▶ [Data lines]
────────────────

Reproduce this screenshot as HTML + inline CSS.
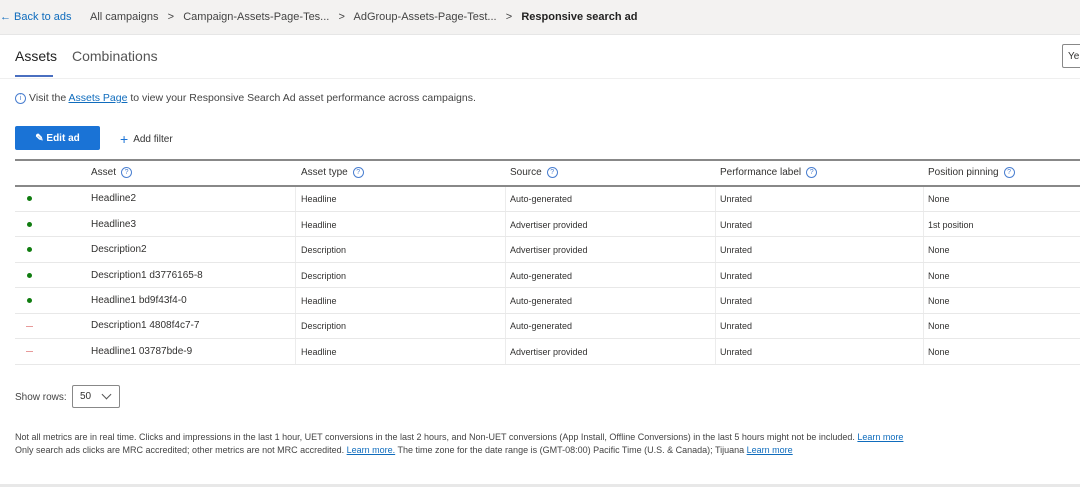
<!DOCTYPE html>
<html><head><style>
body{margin:0;width:1080px;height:487px;overflow:hidden;background:#fff;font-family:"Liberation Sans",sans-serif;color:#323130;position:relative}
.a{position:absolute;white-space:nowrap}
.bc{position:absolute;left:0;top:0;width:1080px;height:34px;background:#f3f2f1;border-bottom:1px solid #e6e6e6}
.q{display:inline-block;width:9px;height:9px;border:1px solid #4a7fd0;border-radius:50%;font-size:7px;line-height:9px;text-align:center;color:#4a7fd0;margin-left:5px;vertical-align:1px}
.hl{position:absolute;left:15px;width:1065px;height:1px;background:#e8e8e8}
.cell{position:absolute;font-size:9px;color:#323130;line-height:12px}
.nm{font-size:10px}
.sep{position:absolute;width:1px;background:#ececec;top:187px;height:177px}
.dot{position:absolute;left:27px;width:5px;height:5px;border-radius:50%;background:#107c10}
.dash{position:absolute;left:26px;width:7px;height:1px;background:#e79a9a}
a{color:#0f6cbd;text-decoration:underline}
</style></head><body>
<div class="bc"></div>
<div class="a" style="left:0;top:11px;font-size:11px;color:#0f6cbd">&larr; Back to ads</div>
<div class="a" style="left:90px;top:11px;font-size:11px;color:#444">All campaigns &nbsp;&nbsp;&gt;&nbsp;&nbsp; Campaign-Assets-Page-Tes... &nbsp;&nbsp;&gt;&nbsp;&nbsp; AdGroup-Assets-Page-Test... &nbsp;&nbsp;&gt;&nbsp;&nbsp; <b style="color:#222">Responsive search ad</b></div>
<div class="a" style="left:15px;top:48px;font-size:14px;color:#222">Assets</div>
<div class="a" style="left:72px;top:48px;font-size:14px;color:#555">Combinations</div>
<div class="a" style="left:15px;top:75px;width:38px;height:2px;background:#4a6fc0"></div>
<div class="a" style="left:0;top:78px;width:1080px;height:1px;background:#efefef"></div>
<div class="a" style="left:1062px;top:44px;width:30px;height:24px;border:1px solid #888;border-radius:2px;font-size:10px;line-height:24px;padding-left:5px;box-sizing:border-box">Ye</div>
<div class="a" style="left:15px;top:92px;font-size:10.5px;color:#444"><span class="q" style="margin:0 3px 0 0">i</span>Visit the <a>Assets Page</a> to view your Responsive Search Ad asset performance across campaigns.</div>
<div class="a" style="left:15px;top:126px;width:85px;height:24px;background:#1a73d6;border-radius:2px;color:#fff;font-size:10px;font-weight:bold;line-height:25px;text-align:center">&#9998; Edit ad</div>
<div class="a" style="left:120px;top:131px;font-size:10px;color:#333"><span style="color:#1a73d6;font-size:14px;vertical-align:-2px">+</span>&nbsp; Add filter</div>
<div class="a" style="left:15px;top:159px;width:1065px;height:2px;background:#888"></div>
<div class="a" style="left:15px;top:185px;width:1065px;height:2px;background:#888"></div>
<div class="cell nm" style="left:91px;top:167px">Asset<span class="q">?</span></div>
<div class="cell nm" style="left:301px;top:167px">Asset type<span class="q">?</span></div>
<div class="cell nm" style="left:510px;top:167px">Source<span class="q">?</span></div>
<div class="cell nm" style="left:720px;top:167px">Performance label<span class="q">?</span></div>
<div class="cell nm" style="left:928px;top:167px">Position pinning<span class="q">?</span></div>
<div class="sep" style="left:295px"></div><div class="sep" style="left:505px"></div><div class="sep" style="left:715px"></div><div class="sep" style="left:923px"></div>

<div class="dot" style="top:196px"></div><div class="cell nm" style="left:91px;top:193px">Headline2</div><div class="cell" style="left:301px;top:193px">Headline</div><div class="cell" style="left:510px;top:193px">Auto-generated</div><div class="cell" style="left:720px;top:193px">Unrated</div><div class="cell" style="left:928px;top:193px">None</div>
<div class="hl" style="top:211px"></div>
<div class="dot" style="top:222px"></div><div class="cell nm" style="left:91px;top:219px">Headline3</div><div class="cell" style="left:301px;top:219px">Headline</div><div class="cell" style="left:510px;top:219px">Advertiser provided</div><div class="cell" style="left:720px;top:219px">Unrated</div><div class="cell" style="left:928px;top:219px">1st position</div>
<div class="hl" style="top:236px"></div>
<div class="dot" style="top:247px"></div><div class="cell nm" style="left:91px;top:244px">Description2</div><div class="cell" style="left:301px;top:244px">Description</div><div class="cell" style="left:510px;top:244px">Advertiser provided</div><div class="cell" style="left:720px;top:244px">Unrated</div><div class="cell" style="left:928px;top:244px">None</div>
<div class="hl" style="top:262px"></div>
<div class="dot" style="top:273px"></div><div class="cell nm" style="left:91px;top:270px">Description1 d3776165-8</div><div class="cell" style="left:301px;top:270px">Description</div><div class="cell" style="left:510px;top:270px">Auto-generated</div><div class="cell" style="left:720px;top:270px">Unrated</div><div class="cell" style="left:928px;top:270px">None</div>
<div class="hl" style="top:287px"></div>
<div class="dot" style="top:298px"></div><div class="cell nm" style="left:91px;top:295px">Headline1 bd9f43f4-0</div><div class="cell" style="left:301px;top:295px">Headline</div><div class="cell" style="left:510px;top:295px">Auto-generated</div><div class="cell" style="left:720px;top:295px">Unrated</div><div class="cell" style="left:928px;top:295px">None</div>
<div class="hl" style="top:313px"></div>
<div class="dash" style="top:326px"></div><div class="cell nm" style="left:91px;top:320px">Description1 4808f4c7-7</div><div class="cell" style="left:301px;top:320px">Description</div><div class="cell" style="left:510px;top:320px">Auto-generated</div><div class="cell" style="left:720px;top:320px">Unrated</div><div class="cell" style="left:928px;top:320px">None</div>
<div class="hl" style="top:338px"></div>
<div class="dash" style="top:351px"></div><div class="cell nm" style="left:91px;top:346px">Headline1 03787bde-9</div><div class="cell" style="left:301px;top:346px">Headline</div><div class="cell" style="left:510px;top:346px">Advertiser provided</div><div class="cell" style="left:720px;top:346px">Unrated</div><div class="cell" style="left:928px;top:346px">None</div>
<div class="hl" style="top:364px"></div>

<div class="a" style="left:15px;top:392px;font-size:10px;color:#444">Show rows:</div>
<div class="a" style="left:72px;top:385px;width:48px;height:23px;border:1px solid #888;border-radius:2px;box-sizing:border-box;font-size:10px;line-height:21px;padding-left:7px">50 <span style="position:absolute;left:30px;top:5px;width:6px;height:6px;border-right:1px solid #555;border-bottom:1px solid #555;transform:rotate(45deg)"></span></div>
<div class="a" style="left:15px;top:432px;font-size:9px;color:#444">Not all metrics are in real time. Clicks and impressions in the last 1 hour, UET conversions in the last 2 hours, and Non-UET conversions (App Install, Offline Conversions) in the last 5 hours might not be included. <a>Learn more</a></div>
<div class="a" style="left:15px;top:445px;font-size:9px;color:#444">Only search ads clicks are MRC accredited; other metrics are not MRC accredited. <a>Learn more.</a> The time zone for the date range is (GMT-08:00) Pacific Time (U.S. &amp; Canada); Tijuana <a>Learn more</a></div>
<div class="a" style="left:0;top:484px;width:1080px;height:3px;background:#e8e8e8"></div>
</body></html>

────────────────

▶ [Work required]
Reproduce the whole listing word for word, setting aside any pictures.

▶ [Exercise response]
Reproduce this screenshot as HTML + inline CSS.
<!DOCTYPE html>
<html><head><style>
body{margin:0;width:1080px;height:487px;overflow:hidden;background:#fff;font-family:"Liberation Sans",sans-serif;color:#323130;position:relative}
.a{position:absolute;white-space:nowrap}
.bc{position:absolute;left:0;top:0;width:1080px;height:34px;background:#f3f2f1;border-bottom:1px solid #e6e6e6}
.q{display:inline-block;width:9px;height:9px;border:1px solid #4a7fd0;border-radius:50%;font-size:7px;line-height:9px;text-align:center;color:#4a7fd0;margin-left:5px;vertical-align:1px}
.hl{position:absolute;left:15px;width:1065px;height:1px;background:#e8e8e8}
.cell{position:absolute;font-size:9px;color:#323130;line-height:12px}
.nm{font-size:10px}
.sep{position:absolute;width:1px;background:#ececec;top:187px;height:177px}
.dot{position:absolute;left:27px;width:5px;height:5px;border-radius:50%;background:#107c10}
.dash{position:absolute;left:26px;width:7px;height:1px;background:#e79a9a}
a{color:#0f6cbd;text-decoration:underline}
</style></head><body>
<div class="bc"></div>
<div class="a" style="left:0;top:11px;font-size:11px;color:#0f6cbd">&larr; Back to ads</div>
<div class="a" style="left:90px;top:11px;font-size:11px;color:#444">All campaigns &nbsp;&nbsp;&gt;&nbsp;&nbsp; Campaign-Assets-Page-Tes... &nbsp;&nbsp;&gt;&nbsp;&nbsp; AdGroup-Assets-Page-Test... &nbsp;&nbsp;&gt;&nbsp;&nbsp; <b style="color:#222">Responsive search ad</b></div>
<div class="a" style="left:15px;top:48px;font-size:14px;color:#222">Assets</div>
<div class="a" style="left:72px;top:48px;font-size:14px;color:#555">Combinations</div>
<div class="a" style="left:15px;top:75px;width:38px;height:2px;background:#4a6fc0"></div>
<div class="a" style="left:0;top:78px;width:1080px;height:1px;background:#efefef"></div>
<div class="a" style="left:1062px;top:44px;width:30px;height:24px;border:1px solid #888;border-radius:2px;font-size:10px;line-height:24px;padding-left:5px;box-sizing:border-box">Ye</div>
<div class="a" style="left:15px;top:92px;font-size:10.5px;color:#444"><span class="q" style="margin:0 3px 0 0">i</span>Visit the <a>Assets Page</a> to view your Responsive Search Ad asset performance across campaigns.</div>
<div class="a" style="left:15px;top:126px;width:85px;height:24px;background:#1a73d6;border-radius:2px;color:#fff;font-size:10px;font-weight:bold;line-height:25px;text-align:center">&#9998; Edit ad</div>
<div class="a" style="left:120px;top:131px;font-size:10px;color:#333"><span style="color:#1a73d6;font-size:14px;vertical-align:-2px">+</span>&nbsp; Add filter</div>
<div class="a" style="left:15px;top:159px;width:1065px;height:2px;background:#888"></div>
<div class="a" style="left:15px;top:185px;width:1065px;height:2px;background:#888"></div>
<div class="cell nm" style="left:91px;top:167px">Asset<span class="q">?</span></div>
<div class="cell nm" style="left:301px;top:167px">Asset type<span class="q">?</span></div>
<div class="cell nm" style="left:510px;top:167px">Source<span class="q">?</span></div>
<div class="cell nm" style="left:720px;top:167px">Performance label<span class="q">?</span></div>
<div class="cell nm" style="left:928px;top:167px">Position pinning<span class="q">?</span></div>
<div class="sep" style="left:295px"></div><div class="sep" style="left:505px"></div><div class="sep" style="left:715px"></div><div class="sep" style="left:923px"></div>

<div class="dot" style="top:196px"></div><div class="cell nm" style="left:91px;top:193px">Headline2</div><div class="cell" style="left:301px;top:193px">Headline</div><div class="cell" style="left:510px;top:193px">Auto-generated</div><div class="cell" style="left:720px;top:193px">Unrated</div><div class="cell" style="left:928px;top:193px">None</div>
<div class="hl" style="top:211px"></div>
<div class="dot" style="top:222px"></div><div class="cell nm" style="left:91px;top:219px">Headline3</div><div class="cell" style="left:301px;top:219px">Headline</div><div class="cell" style="left:510px;top:219px">Advertiser provided</div><div class="cell" style="left:720px;top:219px">Unrated</div><div class="cell" style="left:928px;top:219px">1st position</div>
<div class="hl" style="top:236px"></div>
<div class="dot" style="top:247px"></div><div class="cell nm" style="left:91px;top:244px">Description2</div><div class="cell" style="left:301px;top:244px">Description</div><div class="cell" style="left:510px;top:244px">Advertiser provided</div><div class="cell" style="left:720px;top:244px">Unrated</div><div class="cell" style="left:928px;top:244px">None</div>
<div class="hl" style="top:262px"></div>
<div class="dot" style="top:273px"></div><div class="cell nm" style="left:91px;top:270px">Description1 d3776165-8</div><div class="cell" style="left:301px;top:270px">Description</div><div class="cell" style="left:510px;top:270px">Auto-generated</div><div class="cell" style="left:720px;top:270px">Unrated</div><div class="cell" style="left:928px;top:270px">None</div>
<div class="hl" style="top:287px"></div>
<div class="dot" style="top:298px"></div><div class="cell nm" style="left:91px;top:295px">Headline1 bd9f43f4-0</div><div class="cell" style="left:301px;top:295px">Headline</div><div class="cell" style="left:510px;top:295px">Auto-generated</div><div class="cell" style="left:720px;top:295px">Unrated</div><div class="cell" style="left:928px;top:295px">None</div>
<div class="hl" style="top:313px"></div>
<div class="dash" style="top:326px"></div><div class="cell nm" style="left:91px;top:320px">Description1 4808f4c7-7</div><div class="cell" style="left:301px;top:320px">Description</div><div class="cell" style="left:510px;top:320px">Auto-generated</div><div class="cell" style="left:720px;top:320px">Unrated</div><div class="cell" style="left:928px;top:320px">None</div>
<div class="hl" style="top:338px"></div>
<div class="dash" style="top:351px"></div><div class="cell nm" style="left:91px;top:346px">Headline1 03787bde-9</div><div class="cell" style="left:301px;top:346px">Headline</div><div class="cell" style="left:510px;top:346px">Advertiser provided</div><div class="cell" style="left:720px;top:346px">Unrated</div><div class="cell" style="left:928px;top:346px">None</div>
<div class="hl" style="top:364px"></div>

<div class="a" style="left:15px;top:392px;font-size:10px;color:#444">Show rows:</div>
<div class="a" style="left:72px;top:385px;width:48px;height:23px;border:1px solid #888;border-radius:2px;box-sizing:border-box;font-size:10px;line-height:21px;padding-left:7px">50 <span style="position:absolute;left:30px;top:5px;width:6px;height:6px;border-right:1px solid #555;border-bottom:1px solid #555;transform:rotate(45deg)"></span></div>
<div class="a" style="left:15px;top:432px;font-size:9px;color:#444">Not all metrics are in real time. Clicks and impressions in the last 1 hour, UET conversions in the last 2 hours, and Non-UET conversions (App Install, Offline Conversions) in the last 5 hours might not be included. <a>Learn more</a></div>
<div class="a" style="left:15px;top:445px;font-size:9px;color:#444">Only search ads clicks are MRC accredited; other metrics are not MRC accredited. <a>Learn more.</a> The time zone for the date range is (GMT-08:00) Pacific Time (U.S. &amp; Canada); Tijuana <a>Learn more</a></div>
<div class="a" style="left:0;top:484px;width:1080px;height:3px;background:#e8e8e8"></div>
</body></html>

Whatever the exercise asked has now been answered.